Wives and mothers of mobilized soldiers staged a rare protest in front of the Russian Defense Ministry on June 3. Put Domoi / Telegram

Put Domoi (“Way Home”), one of the most prominent groups of women relatives of mobilized Russian soldiers, has been calling on the Kremlin to return their husbands and sons from the front lines in Ukraine for months.

But when Russia designated Put Domoi a “foreign agent” in late May, the move was still fairly unexpected.

“It seems like loving your spouse and wanting him to be safe is a [marker of] ‘foreign influence’ now. I guess at this point, the only thing the government wants from us is to breed to produce more children,” said Maria Andreeva, one of the few public faces of the movement, who herself was also labeled a “foreign agent” on May 31. 

Andreeva said she was surprised to see herself named a “foreign agent,” as she had taken a step back from her activities with the group in recent months.

“My colleagues — including the admins of the movement’s channel — are working from the shadows. … And while Put Domoi is not registered as a legal entity, the Justice Ministry decided that I should take responsibility,” Andreeva told The Moscow Times, adding that she plans to challenge her designation in court. 

“The funniest thing is that I don’t even have a valid foreign passport. And if they checked my bank accounts, they would know there is not a single penny from abroad,” she said.

The labeling came as political differences and increased law enforcement pressure have fractured the group, putting its future potential to enact change into doubt.


					Maria Andreeva.					 					Antonina Favorskaya / SOTAvision
Maria Andreeva. Antonina Favorskaya / SOTAvision

Since its founding last summer, Put Domoi has been one of several groups of mobilized soldiers’ relatives making a simple request to the authorities: to let their sons, brothers and husbands who have been on the front lines since being mobilized in the fall of 2022 come home.

Wearing white scarves, its members have laid carnations at the Tomb of the Unknown Soldier next to the Kremlin and other war memorials across the country every week to draw attention to their cause.
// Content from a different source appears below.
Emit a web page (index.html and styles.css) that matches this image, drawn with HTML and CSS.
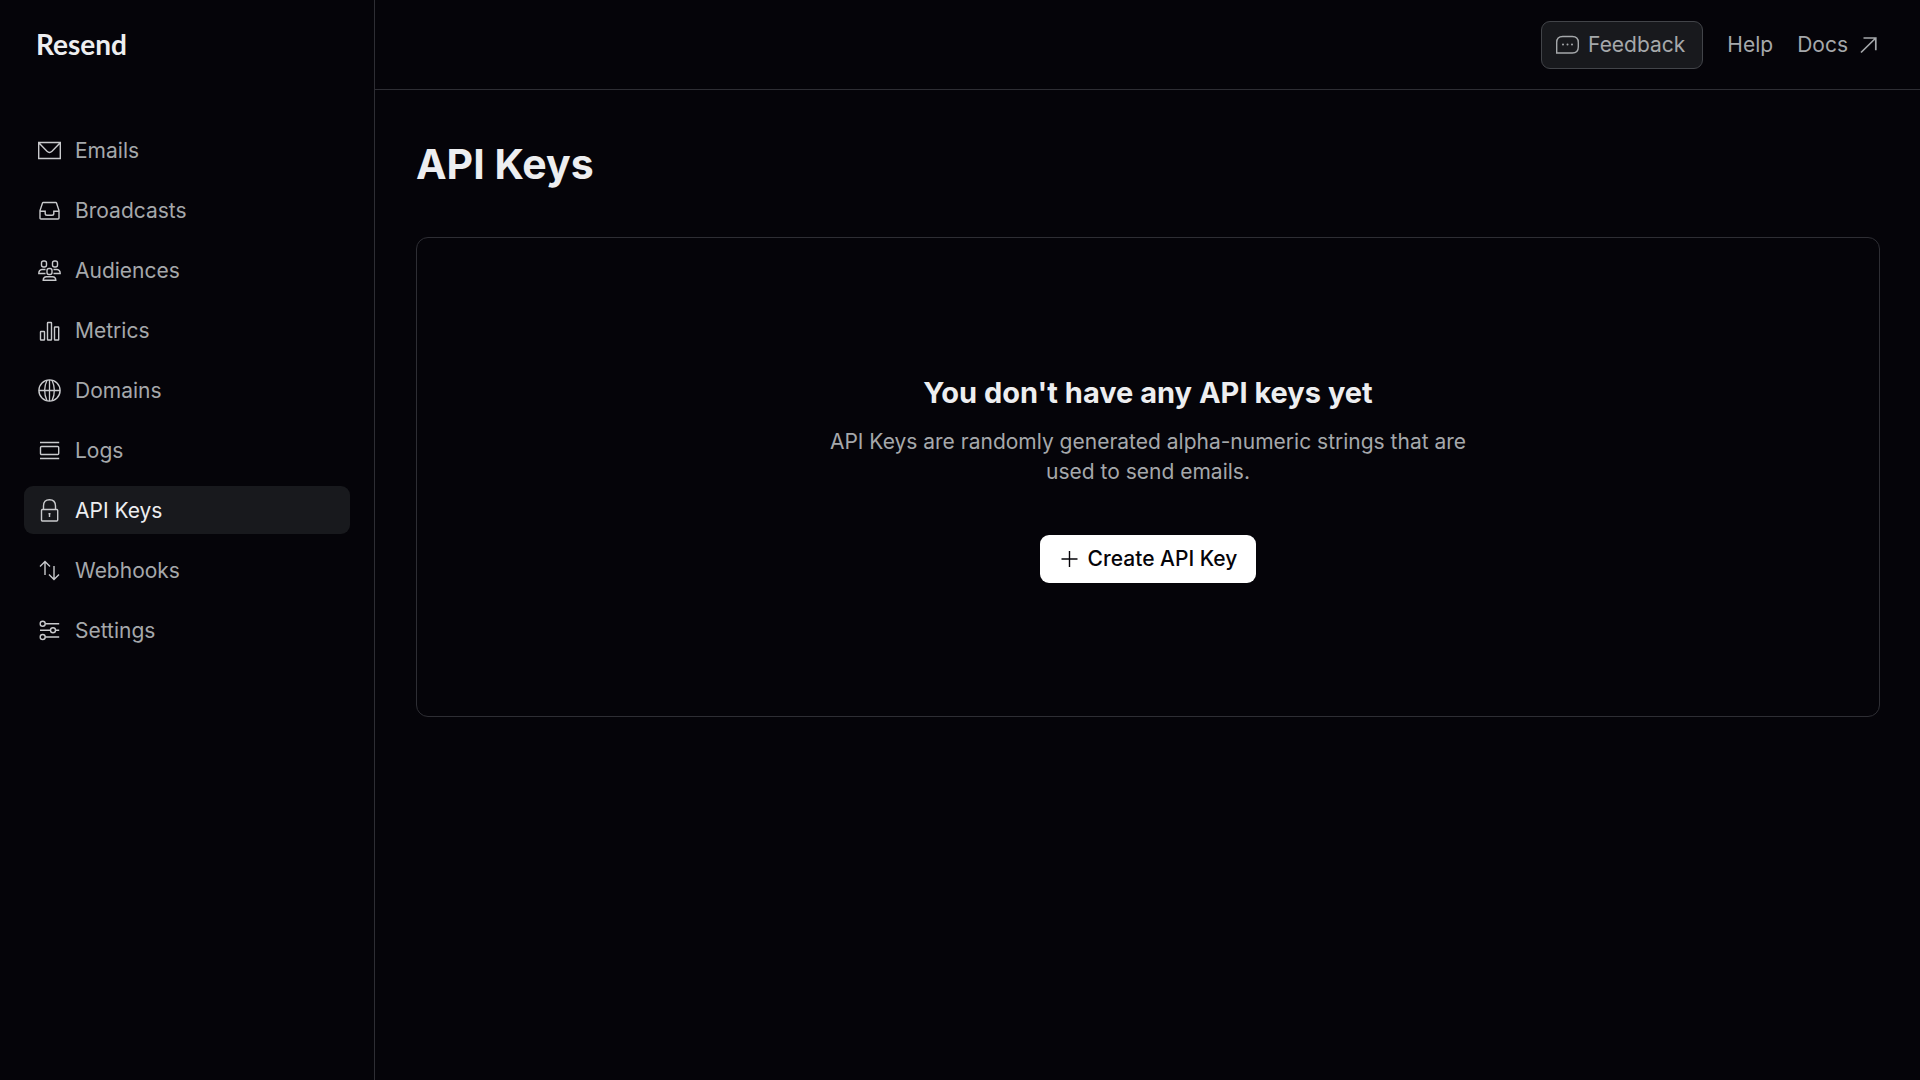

The movement has steadily grown, with nearly 60,000 followers on Telegram today.

But as it has faced escalating pressure from law enforcement, Put Domoi has turned to other, less risky tactics — and become increasingly critical of the authorities and the war itself.

This spring, the group started calling on fellow relatives of mobilized soldiers to open their windows at 5 p.m. every Saturday and bang on their cookware in what it called The March of Empty Pots.

“Many [Russians] still live their peaceful lives, like I did before,” Varya, the founder of Put Domoi, told The Moscow Times. “Also, there are probably a lot of other relatives of mobilized men who just don’t know how to join us or ask for help. This action is centered around noise, which might wake someone up — not just locally, but across the whole country.”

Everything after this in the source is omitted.